Cette vision de la France n’est pas utopiste. Les défis qu’elle doit relever ne sont pas les fruits d’hallucinations de quelque nouveau don Quichotte. Ils sont clairement identifiés et la raison doit vaincre les défenseurs d’un modèle exsangue qui n’ont pour dernière arme que leur négation.

Ces défis, quels sont-ils ?

– Accompagner les mutations du monde agricole

L’agriculture doit bien évidemment continuer d’assurer à la France son indépendance alimentaire par une production croissante. Mais cet objectif doit également prendre en compte de nouvelles exigences que sont la protection des sols et la mise sur le marché de produits sains.

Les agriculteurs doivent être justement rémunérés pour cette production.
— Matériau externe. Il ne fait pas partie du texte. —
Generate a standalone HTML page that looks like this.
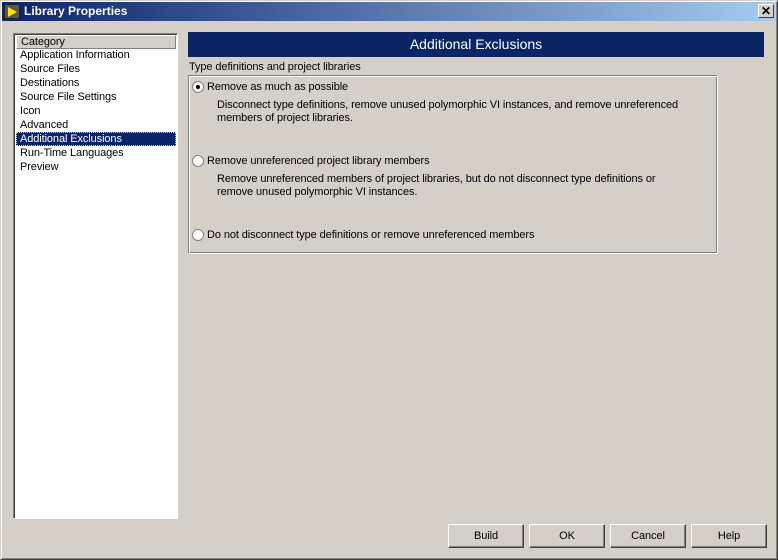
<!DOCTYPE html>
<html><head><style>
*{margin:0;padding:0;box-sizing:border-box}
body{width:778px;height:560px;background:#d4d0c8;font-family:"Liberation Sans",Tahoma,sans-serif;font-size:11px;letter-spacing:-0.1px;color:#000;position:relative;overflow:hidden}
.abs{position:absolute}
.win{left:0;top:0;width:778px;height:560px;border:1px solid;border-color:#d4d0c8 #404040 #404040 #d4d0c8;box-shadow:inset 1px 1px #fff,inset -1px -1px #808080}
.title{left:2px;top:2px;width:773px;height:19px;background:linear-gradient(to right,#0a246a,#a6caf0);color:#fff;font-weight:bold;font-size:12px;line-height:19px;padding-left:22px;letter-spacing:0}
.close{right:4px;top:4px;width:16px;height:14px;background:#d4d0c8;border:1px solid;border-color:#fff #404040 #404040 #fff;font-size:12px;line-height:12px;text-align:center;font-weight:bold;color:#000}
.list{left:13px;top:33px;width:165px;height:486px;background:#fff;border:1px solid;border-color:#808080 #fff #fff #808080;box-shadow:inset 1px 1px #404040}
.hdr{left:2px;top:1px;width:160px;height:14px;background:#d4d0c8;border:1px solid;border-color:#fff #808080 #808080 #fff;padding-left:4px;line-height:12px}
.item{left:2px;width:160px;height:14px;line-height:14px;padding-left:4px}
.sel{background:#0a246a;color:#fff;outline:1px dotted #ffcc55;outline-offset:-1px}
.banner{left:188px;top:32px;width:576px;height:25px;background:#0a2464;color:#fff;font-size:14px;text-align:center;line-height:25px;letter-spacing:0}
.grp{left:188px;top:75px;width:530px;height:179px;border:1px solid;border-color:#808080 #fff #fff #808080;box-shadow:inset 1px 1px #fff,inset -1px -1px #808080}
.radio{width:12px;height:12px;border-radius:50%;background:#fff;border:1px solid #808080}
.dot{left:3px;top:3px;width:4px;height:4px;border-radius:50%;background:#000}
.btn{top:524px;width:76px;height:24px;border:1px solid;border-color:#fff #404040 #404040 #fff;box-shadow:inset -1px -1px #808080;text-align:center;line-height:22px}
</style></head><body>
<div class="abs win"></div>
<div class="abs title">Library Properties</div>
<div class="abs" style="left:4px;top:4px;width:16px;height:15px;background:#555;border:1px solid #222"><div class="abs" style="left:3px;top:2px;width:0;height:0;border-top:5px solid transparent;border-bottom:5px solid transparent;border-left:9px solid #ffe000"></div></div>
<div class="abs close">✕</div>
<div class="abs list">
<div class="abs hdr">Category</div>
<div class="abs item" style="top:14px">Application Information</div>
<div class="abs item" style="top:28px">Source Files</div>
<div class="abs item" style="top:42px">Destinations</div>
<div class="abs item" style="top:56px">Source File Settings</div>
<div class="abs item" style="top:70px">Icon</div>
<div class="abs item" style="top:84px">Advanced</div>
<div class="abs item sel" style="top:98px">Additional Exclusions</div>
<div class="abs item" style="top:112px">Run-Time Languages</div>
<div class="abs item" style="top:126px">Preview</div>
</div>
<div class="abs banner">Additional Exclusions</div>
<div class="abs" style="left:189px;top:61px">Type definitions and project libraries</div>
<div class="abs grp"></div>
<div class="abs radio" style="left:192px;top:81px"><div class="abs dot"></div></div>
<div class="abs" style="left:207px;top:81px">Remove as much as possible</div>
<div class="abs" style="left:217px;top:99px;line-height:13px">Disconnect type definitions, remove unused polymorphic VI instances, and remove unreferenced<br>members of project libraries.</div>
<div class="abs radio" style="left:192px;top:155px"></div>
<div class="abs" style="left:207px;top:155px">Remove unreferenced project library members</div>
<div class="abs" style="left:217px;top:173px;line-height:13px">Remove unreferenced members of project libraries, but do not disconnect type definitions or<br>remove unused polymorphic VI instances.</div>
<div class="abs radio" style="left:192px;top:229px"></div>
<div class="abs" style="left:207px;top:229px">Do not disconnect type definitions or remove unreferenced members</div>
<div class="abs btn" style="left:448px">Build</div>
<div class="abs btn" style="left:529px">OK</div>
<div class="abs btn" style="left:610px">Cancel</div>
<div class="abs btn" style="left:691px">Help</div>
</body></html>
Il en va de leur survie, mais aussi de celle des territoires ruraux, tant leurs destins sont intimement liés.

– Accélérer la transition énergétique

L’épuisement des énergies fossiles, mais surtout leur contribution au réchauffement climatique, obligent l’humanité à s’engager dans une course contre la montre et à développer massivement des énergies renouvelables. La maîtrise de la consommation d’énergie doit être également recherchée par des incitations à la rénovation.

– Réduire les fractures territoriales, sociales et culturelles

Le thème du congrès « Demain, le territoire », ne laisse place à aucune ambiguïté ; il ne peut y avoir, comme le relevait Fernand Braudel, de nation sans unité, tant ces deux notions sont consubstantielles l’une de l’autre. Dès lors, aucun espace, centres de villes moyennes ou territoires ruraux, ne doit être abandonné.

S’interroger sur ce que sera demain le territoire, c’est convoquer tout à la fois la géographie, la sociologie, le politique et l’économie. Mais ces mutations, ces transitions qu’il connaîtra ne pourront se faire sans l’encadrement et la sécurisation qu’offre le droit.

Le présent rapport tente d’en donner les premiers fondements. Il est l’œuvre de huit notaires, venus comme chaque année de toute la France, la représentant dans toute sa diversité et toute sa richesse. Tout au long de cette rédaction ils ont su marier passion, humilité, curiosité, rigueur et travail acharné, pour mon plus grand bonheur. Qu’ils en soient ici justement et pleinement remerciés. Mes remerciements s’adressent également à leur famille et à leurs proches.

Quant à Antoine Bouquemont, rapporteur général, c’est à la puissance huit qu’il a conjugué toutes ces qualités, trouvant en plus le temps de me rendre compte quotidiennement de l’avancée des travaux. Son investissement n’a eu d’égal que son talent et sa gentillesse. Merci Antoine.

Que les membres du directoire et les permanents de l’Association du Congrès des notaires de France trouvent eux aussi dans ces lignes l’expression de ma profonde gratitude pour leur enthousiasme, leur engagement sans faille, témoignés au profit d’un objectif ultime : le rayonnement du notariat.

Mon souhait est maintenant que vous ayez autant de plaisir à lire ce rapport que d’envie de débattre à Cannes, pour dessiner ensemble le territoire de demain.